Now it’s time for some examples.

  • Example: XYZ Splits 2:1
    The XYZ March 60 call splits so the holder now holds 2 March 30 calls.
  • Example: XYZ Splits 3:2
    The XYZ March 60 call is adjusted so that the holder now holds one March $40 call covering 150 shares of XYZ. (The call symbol is adjusted as well.)
  • Example: ABC declares a 1:5 reverse split
    The ABC March 10 call is adjusted so the holder now holds one ABC March 50 call covering 20 shares.
  • Example: Company PQRS declares a 5% stock dividend
    As mentioned above, small stock dividends do not result in any options adjustments.

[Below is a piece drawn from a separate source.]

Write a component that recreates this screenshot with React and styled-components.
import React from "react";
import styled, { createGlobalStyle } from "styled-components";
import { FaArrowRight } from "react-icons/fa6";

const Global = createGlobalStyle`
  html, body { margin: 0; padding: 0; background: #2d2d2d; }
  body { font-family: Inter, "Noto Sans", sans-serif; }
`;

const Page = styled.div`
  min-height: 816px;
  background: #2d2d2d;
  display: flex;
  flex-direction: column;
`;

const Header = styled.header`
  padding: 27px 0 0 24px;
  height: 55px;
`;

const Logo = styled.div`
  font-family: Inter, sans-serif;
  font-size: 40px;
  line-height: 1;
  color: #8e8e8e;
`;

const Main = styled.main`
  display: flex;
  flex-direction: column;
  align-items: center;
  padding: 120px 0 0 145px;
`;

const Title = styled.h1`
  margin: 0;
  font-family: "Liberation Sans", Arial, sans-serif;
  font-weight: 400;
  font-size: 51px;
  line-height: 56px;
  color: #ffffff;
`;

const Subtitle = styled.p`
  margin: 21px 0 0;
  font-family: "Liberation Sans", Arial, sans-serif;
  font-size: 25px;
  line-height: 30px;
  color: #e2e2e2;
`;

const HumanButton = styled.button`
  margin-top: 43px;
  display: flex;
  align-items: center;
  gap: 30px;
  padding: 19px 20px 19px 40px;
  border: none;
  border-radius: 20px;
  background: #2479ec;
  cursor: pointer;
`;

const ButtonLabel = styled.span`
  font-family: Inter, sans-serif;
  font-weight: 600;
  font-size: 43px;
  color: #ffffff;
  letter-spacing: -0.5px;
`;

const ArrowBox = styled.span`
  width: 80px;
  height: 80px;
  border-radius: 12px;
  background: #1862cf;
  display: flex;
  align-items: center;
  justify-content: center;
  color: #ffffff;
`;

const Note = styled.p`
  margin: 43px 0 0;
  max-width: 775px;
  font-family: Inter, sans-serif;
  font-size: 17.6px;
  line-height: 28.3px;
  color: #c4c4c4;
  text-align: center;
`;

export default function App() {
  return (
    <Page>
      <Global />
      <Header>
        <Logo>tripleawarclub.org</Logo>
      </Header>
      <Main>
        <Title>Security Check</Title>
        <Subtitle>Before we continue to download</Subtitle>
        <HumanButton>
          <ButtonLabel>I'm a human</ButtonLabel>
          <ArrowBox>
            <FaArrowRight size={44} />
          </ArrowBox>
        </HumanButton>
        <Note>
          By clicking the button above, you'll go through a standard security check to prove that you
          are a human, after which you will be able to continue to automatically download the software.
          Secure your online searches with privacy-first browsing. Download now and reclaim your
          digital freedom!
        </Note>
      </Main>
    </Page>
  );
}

Spin-offs and buy-outs are handled similarly:

  • Example: WXY spins off 1 share of QXR for every share of WXY held.
    Immediately after the spinoff, new WXY trades for 60 and QXR trades for $40. The old WXY March 100 call is adjusted so the holder now holds one call for 100 sh WXY @ 60 plus 100 sh WXY at 40.
  • Example: XYZ is bought out by a company for $75 in cash, to holders of record as of March 3.
    Holders of XYZ 70 call options will have their option adjusted to require delivery of $75 in cash, payment to be made on the distribution date of the $75 to stockholders.

Note: Short holders of the call options find themselves in the same unenviable position that short sellers of the stock do. In this sense, the options clearing corporation’s rules place the options holders in a similar risk position, modulo the leverage of options, that is shared by shareholders.

The Options Clearing Corporation’s Adjustment Panel has authority to deviate from these guidelines and to rule on unusual events. More information concerning options is available from the Options Clearing Corporation (800-OPTIONS) and may be available from your broker in a pamphlet “Characteristics and Risks of Standardized Options.”